Anyway, even though the experience of almost running out of gas was scary, I achieved a remarkable victory today when I reached Mano Del Desierto, or 'Hand of the Desert'. This sculpture was in my wish list ever since I got into adv riding, and it was only today that I rolled my wheels here. I also managed to locate the landmark for Tropic of Capricorn.

The next few days, I continued riding further south via route 5, passing towns such as Chanaral, La Serena and Valparaiso. Chile's landscape was very unique. There were times that I'm surrounded with reddish mountain, at other times, brownish or yellowish. I felt like in a different planet. The wind was still strong at certain stretches, but the beautiful blue Pacific Ocean view down the cliff compensate the unpleasantness of having to fight the wind. As I rode further south in Chile, I could see more colours and more cactus & bushes in the pampas, compared to sands, dunes and barren mountains in northern Chile. 

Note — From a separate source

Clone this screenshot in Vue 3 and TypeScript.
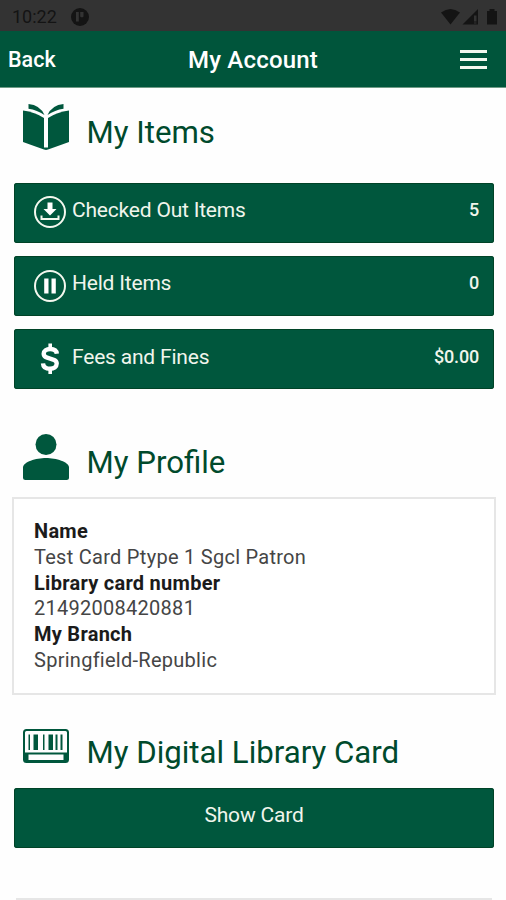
<script setup lang="ts">
interface AccountRow {
  label: string
  value: string
  icon: 'download' | 'pause' | 'dollar'
}

interface ProfileField {
  label: string
  value: string
}

const rows: AccountRow[] = [
  { label: 'Checked Out Items', value: '5', icon: 'download' },
  { label: 'Held Items', value: '0', icon: 'pause' },
  { label: 'Fees and Fines', value: '$0.00', icon: 'dollar' },
]

const profile: ProfileField[] = [
  { label: 'Name', value: 'Test Card Ptype 1 Sgcl Patron' },
  { label: 'Library card number', value: '21492008420881' },
  { label: 'My Branch', value: 'Springfield-Republic' },
]
</script>

<template>
  <div class="screen">
    <div class="status">
      <span class="clock">10:22</span>
      <svg class="status-app" viewBox="0 0 18 18" width="18" height="18">
        <circle cx="9" cy="9" r="9" fill="#141414" />
        <path d="M5 4h2.800v9.500H5zM9.200 4H12.500v4.500a2 2 0 0 1-3.300 0z" fill="#333" />
      </svg>
      <svg class="status-icons" viewBox="0 0 58 18" width="58" height="18">
        <g fill="#141414">
          <path d="M0 4.500Q9.500-2.500 19 4.500L9.500 16.500z" />
          <path d="M21.500 16.500L37 1V16.500z" />
          <path d="M46 3h2.500V1h5V3H56V16.500H46z" />
        </g>
        <path d="M33 7.500h2.500v6H33zM33 14.500h2.500v1H33z" fill="#333" />
      </svg>
    </div>

    <header class="navbar">
      <a class="back">Back</a>
      <h1 class="title">My Account</h1>
      <button class="menu" aria-label="Menu">
        <span></span><span></span><span></span>
      </button>
    </header>

    <main class="content">
      <section class="items">
        <div class="heading">
          <svg class="heading-icon" viewBox="0 0 48 48" width="48" height="48">
            <g fill="#00573d">
              <path d="M1 7.500Q13 9 22 15V46.500Q12 43 1 39z" />
              <path d="M47 7.500Q35 9 26 15V46.500Q36 43 47 39z" />
              <path d="M22 44.500h4v2l-2 .5-2-.5z" />
              <path d="M6.500 1Q18 2 22.500 12Q15 7 6.500 5.800z" />
              <path d="M41.500 1Q30 2 25.500 12Q33 7 41.500 5.800z" />
            </g>
          </svg>
          <h2>My Items</h2>
        </div>
        <div class="rows">
          <button v-for="row in rows" :key="row.label" class="bar row">
            <svg class="row-icon" viewBox="0 0 34 34" width="34" height="34">
              <template v-if="row.icon === 'download'">
                <circle cx="17" cy="17" r="15" fill="none" stroke="#f4f8ef" stroke-width="2" />
                <path d="M14.500 7.500h5v6.500h4L17 20.500 10.500 14h4z" fill="#fff" />
                <path d="M8.500 20.500v3.500h17v-3.500" fill="none" stroke="#f4f8ef" stroke-width="2" />
              </template>
              <template v-else-if="row.icon === 'pause'">
                <circle cx="17" cy="17" r="15" fill="none" stroke="#f4f8ef" stroke-width="2" />
                <path d="M11.200 9.500h4.300v15h-4.300zM18.500 9.500h4.300v15h-4.300z" fill="#fff" />
              </template>
              <g v-else fill="none" stroke="#fff" stroke-width="4.400">
                <path d="M23.800 11.800C23.500 8.300 20.500 7 17.200 7C13.500 7 10.700 8.600 10.700 11.800C10.700 18.300 23.700 14.800 23.700 21.600C23.700 25 20.700 26.800 17.200 26.800C13 26.800 10.200 25 10 21.300" />
                <path d="M17.200 1.500V7M17.200 26.500V32" stroke-width="3.600" />
              </g>
            </svg>
            <span class="row-label">{{ row.label }}</span>
            <span class="row-value">{{ row.value }}</span>
          </button>
        </div>
      </section>

      <section class="profile">
        <div class="heading">
          <svg class="heading-icon" viewBox="0 0 48 48" width="48" height="48">
            <g fill="#00573d">
              <circle cx="24" cy="11.500" r="10.500" />
              <path d="M1 34.500C1 29 14 25 24 25S47 29 47 34.500V44.500Q47 47 44.500 47H3.500Q1 47 1 44.500z" />
            </g>
          </svg>
          <h2>My Profile</h2>
        </div>
        <dl class="card">
          <template v-for="field in profile" :key="field.label">
            <dt>{{ field.label }}</dt>
            <dd>{{ field.value }}</dd>
          </template>
        </dl>
      </section>

      <section class="digital">
        <div class="heading">
          <svg class="heading-icon" viewBox="0 0 48 36" width="48" height="36">
            <path
              fill="#00573d"
              fill-rule="evenodd"
              d="M4.500 1h39Q47 1 47 4.500V31.500Q47 35 43.500 35H4.500Q1 35 1 31.500V4.500Q1 1 4.500 1zM4.500 3Q3 3 3 4.500V24.500H45V4.500Q45 3 43.500 3zM6.500 26.500V32H41.500V26.500z"
            />
            <path
              fill="#00573d"
              d="M6.500 6.500H8V22H6.500zM11.500 6.500H16V22H11.500zM21 6.500H22.500V22H21zM26.500 6.500H31V22H26.500zM33.500 6.500H35.500V22H33.500zM38.500 6.500H40.500V22H38.500z"
            />
          </svg>
          <h2>My Digital Library Card</h2>
        </div>
        <button class="bar show-card">Show Card</button>
      </section>
      <hr class="divider" />
    </main>
  </div>
</template>

<style>
body {
  margin: 0;
  background: #fefefe;
}
</style>

<style scoped>
.screen {
  box-sizing: border-box;
  width: 100%;
  height: 900px;
  overflow: hidden;
  background: #fefefe;
  font-family: Roboto, "Liberation Sans", sans-serif;
}
h1, h2, dl, dd, button {
  margin: 0;
  padding: 0;
}
button {
  border: 0;
  font-family: inherit;
}
.status {
  box-sizing: border-box;
  display: flex;
  align-items: center;
  height: 31px;
  padding: 2px 7px 0 12px;
  background: #333;
}
.clock {
  width: 59px;
  color: #141414;
  font-size: 18px;
  line-height: 20px;
}
.status-icons {
  margin-left: auto;
}
.navbar {
  box-sizing: border-box;
  display: grid;
  grid-template-columns: 1fr auto 1fr;
  align-items: center;
  height: 57px;
  padding: 2px 19px 0 8px;
  background: #00553b;
  border-bottom: 1px solid #6f9b86;
  color: #fff;
}
.back {
  font-size: 21.500px;
  font-weight: 500;
  line-height: 30px;
}
.title {
  padding-left: 11px;
  font-size: 24px;
  font-weight: 500;
  line-height: 30px;
  letter-spacing: 0.200px;
}
.menu {
  display: flex;
  flex-direction: column;
  gap: 5px;
  justify-self: end;
  width: 27px;
  margin-top: -1px;
  background: none;
}
.menu span {
  height: 3px;
  background: #f4f8ef;
}
.content {
  padding: 0 10px 0 12px;
}
.heading {
  display: flex;
  align-items: flex-start;
  gap: 16.500px;
  padding-left: 10px;
}
.heading h2 {
  color: #004a2c;
  font-size: 31.200px;
  font-weight: 400;
  line-height: 36px;
  white-space: nowrap;
}
.items .heading {
  height: 79.600px;
  padding-top: 15px;
}
.items h2,
.profile h2 {
  margin-top: 12px;
}
.rows {
  display: grid;
  gap: 13.300px;
  margin: 0 2px;
}
.bar {
  box-sizing: border-box;
  height: 60px;
  border-radius: 3px;
  background: #00573d;
  color: #f0f5ec;
  font-size: 21px;
  line-height: 28px;
  letter-spacing: -0.200px;
  box-shadow: inset 0 0 0 1px #004327;
}
.row {
  display: flex;
  align-items: flex-start;
  padding: 13.600px 15px 0 19px;
}
.row-icon {
  margin: -0.800px 5px 0 0;
}
.row-value {
  margin-left: auto;
  font-size: 18px;
  font-weight: 500;
}
.profile .heading {
  height: 64px;
  padding-top: 43.800px;
}
.card {
  box-sizing: border-box;
  height: 198px;
  padding: 20px 20px 0;
  border: 2px solid #e6e6e6;
  background: #fff;
  font-size: 20px;
  line-height: 25.800px;
  letter-spacing: 0.270px;
}
.card dt {
  color: #1b1b1b;
  font-weight: 700;
}
.card dd {
  color: #454545;
}
.digital .heading {
  height: 60px;
  padding-top: 33px;
}
.digital h2 {
  margin-top: 7px;
}
.show-card {
  display: block;
  width: calc(100% - 4px);
  margin: 0 2px;
  padding: 0 0 5px;
}
.divider {
  height: 2px;
  margin: 50px 4px 0;
  border: 0;
  background: #e6e6e6;
}
</style>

The houses in the bigger towns in Chile were similar to in Msia. Road was good, but motorbikes had to pay tolls :( Along my way to Valparaiso, I could see locals waving and flagging white flags to attract people to buy cheese which they sold by the road side. View got greener later on. I stayed 2 nights in Valparaiso and explored the historical city which was also a sister city to Malacca.

My last destination in Chile was Santiago. I rode straight to Malaysian Embassy and was given a very warm welcome by Dato Dr Rameez, the ambassador, and all the staff. Lots of delicious food being served such as nasi lemak with chicken rendang, rojak and Malay delicacies. Dato Rameez even invited me to stay at Malaysia House. I felt so honoured and happy. I spent 3 nights and managed to send my bike for maintenance service at a Yamaha HQ here and attended a tea meet with the Perwakilan Ladies. I wished to thank Dato Rameez, lovely Datin Noor Zulaikha , Malaysian Embassy in Santiago and Yamamotor Santiago for the hospitality.